De acordo com a análise, faltam critérios para as simplificações do processo e, em vez de propor uma solução técnica, o PL legitima a aplicação da Licença por Adesão e Compromisso, o chamado autolicenciamento, em que o empreendedor faz uma declaração pela internet sem apresentar qualquer estudo ambiental.
A avaliação conclui que o projeto de lei é “profundamente limitado” e falha em responder de forma satisfatória aos problemas que pretende enfrentar.

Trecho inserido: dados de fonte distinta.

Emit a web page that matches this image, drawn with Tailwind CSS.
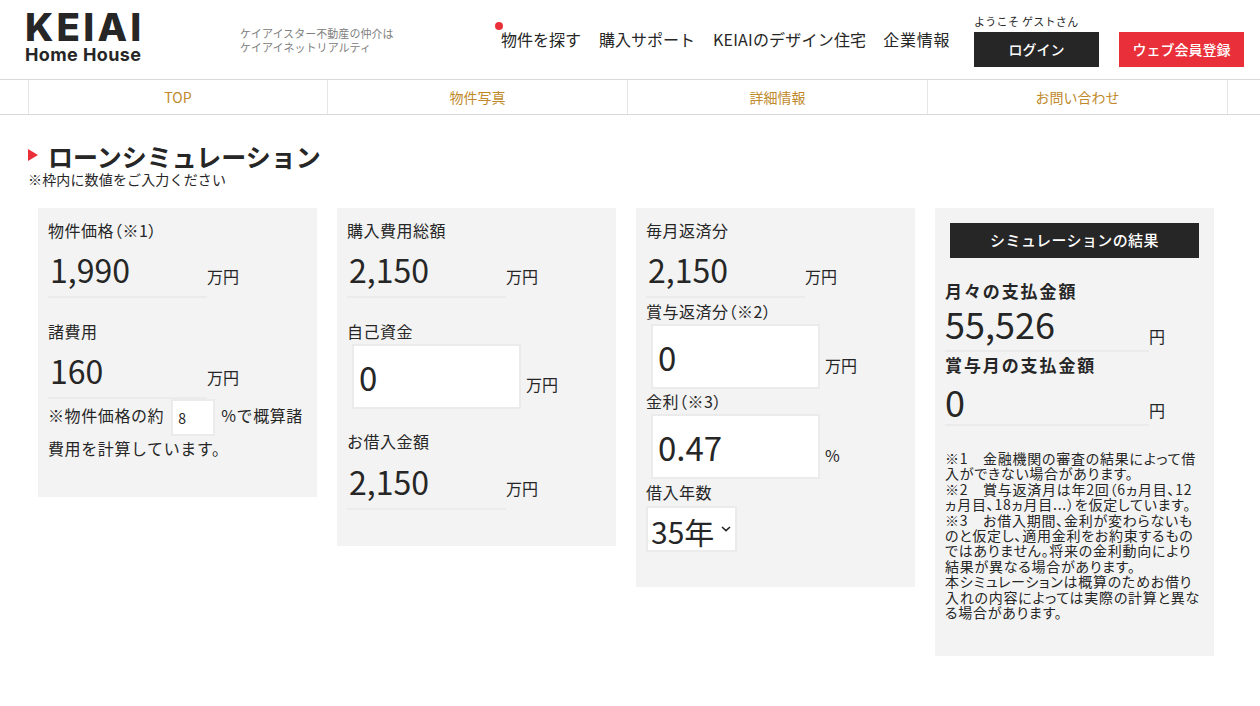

Em vez de harmonizar regras, o texto tende a agravar a fragmentação normativa, ao delegar competências aos entes federativos sem estabelecer critérios nacionais.
O Ipam (Instituto de Pesquisa Ambiental da Amazônia) repudiou a aprovação do PL e alertou para o risco de aumento do desmatamento, ataques aos direitos de comunidades indígenas e maior exposição a desastres ambientais.

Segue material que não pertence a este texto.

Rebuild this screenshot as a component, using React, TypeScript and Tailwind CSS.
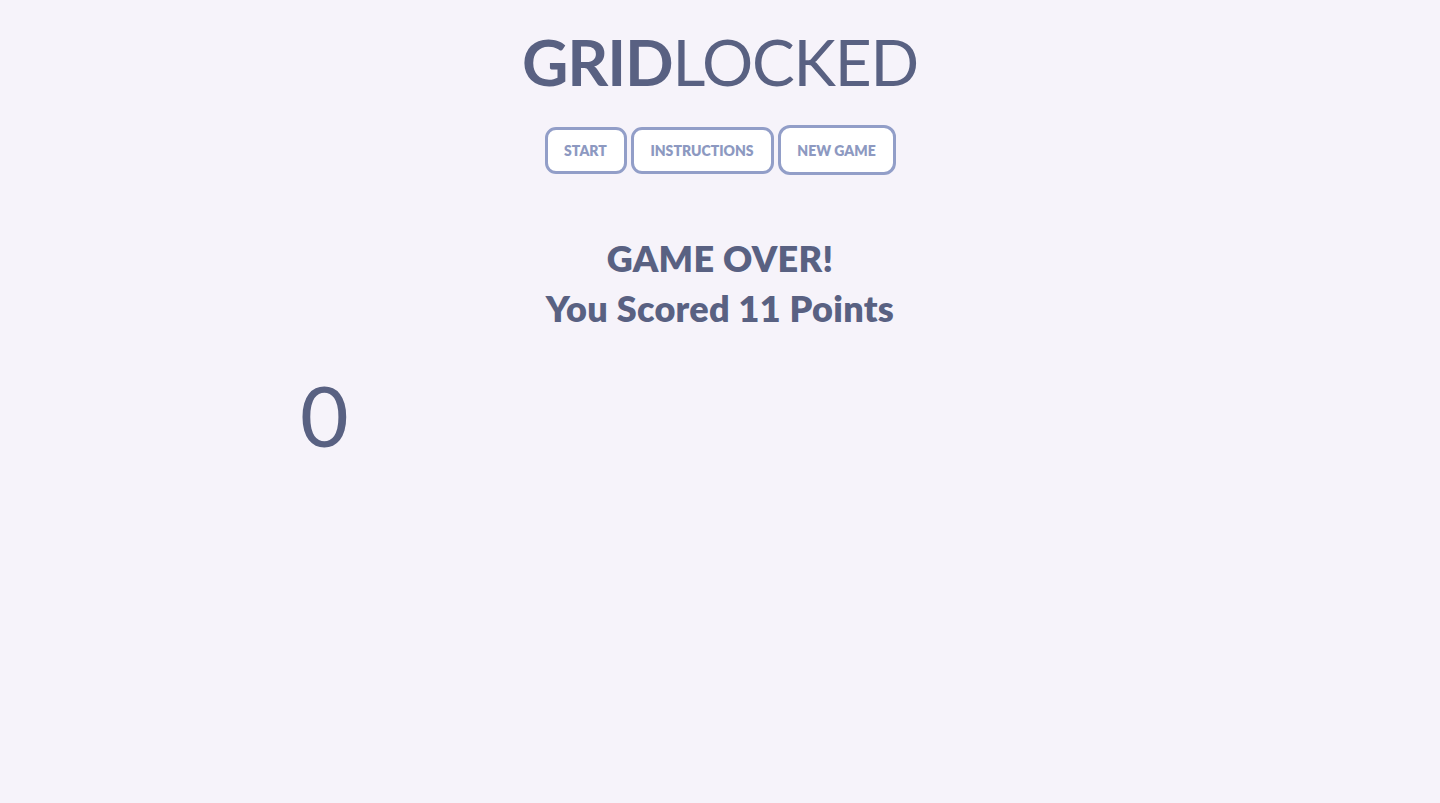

A organização aponta para o risco de enfraquecimento da credibilidade internacional do Brasil em temas climáticos, como a realização da COP30, conferência das Nações Unidas em Belém, em novembro.
“No momento em que o Brasil se prepara para um dos eventos mais importantes para o futuro da humanidade, a COP30 em Belém, nosso Congresso nos brinda com uma agenda que vai na contramão de nossa liderança global: um PL que usa o correto pretexto de simplificar, para tornar o processo de licenciamento ambiental no Brasil menos transparente e mais arriscado para o meio ambiente”, afirma André Guimarães, diretor executivo do Ipam, em nota à imprensa.
O presidente do Ibama (Instituto Brasileiro do Meio Ambiente e dos Recursos Naturais), Rodrigo Agostinho, também mostrou preocupação com os efeitos da proposta para a COP30. “Votar o projeto de licenciamento em ano de COP é um equívoco”, afirmou à Folha de S.Paulo antes da aprovação pela Câmara.
“Eu gostaria de ver quem dos deputados e deputadas que votaram a favor do projeto de lei da devastação, que alterou o licenciamento ambiental, terão coragem de aparecer em Belém durante a COP30”, provocou Natalie Unterstell, presidente do Instituto Talanoa, em postagem em rede social.
“É muito comum autoridades que colocam selinho verde e aparecem durante as conferências do clima pagando de ambientalista, pagando de gente que se importa com o nosso futuro, mas que na hora das escolhas difíceis ou até fáceis, porque esse PL estava muito claramente contrário ao ambiente fazem escolhas ruins. Então não apareçam, por favor”, afirma.
A ONG Conectas criticou o esvaziamento de participação popular no rito do licenciamento, da forma como o projeto está proposto.
“A união de interesses que patrocinou essa proposta insiste em desafiar decisões do STF [Supremo Tribunal Federal] e a tutela de direitos fundamentais em nome de um modelo exploratório que remonta ao período colonial”, diz o advogado Gabriel Sampaio, diretor da organização.
“É fundamental expressar ao presidente da República a necessidade do veto ao projeto de lei, para que sejam retomadas as bases racionais para o debate legislativo e com a sociedade sobre essa matéria”, defende Sampaio.
A Fundação SOS Mata Atlântica alertou para o impacto da flexibilização da Lei da Mata Atlântica, um dos pontos do projeto de lei. “Alterar um sistema legal comprovadamente eficaz é institucionalmente temerário e juridicamente questionável, colocando em risco os compromissos assumidos pelo Brasil perante o Acordo do Clima e as COPs da biodiversidade e do clima”, diz, em nota.
O WWF Brasil também pediu o veto ao projeto e reiterou as críticas às mudanças na legislação do bioma. “Em uma ironia de mau gosto, o ‘PL da Devastação’ derruba mecanismos importantes da Lei da Mata Atlântica no Dia de Proteção das Florestas, colocando em risco o bioma mais desmatado do país”, afirma.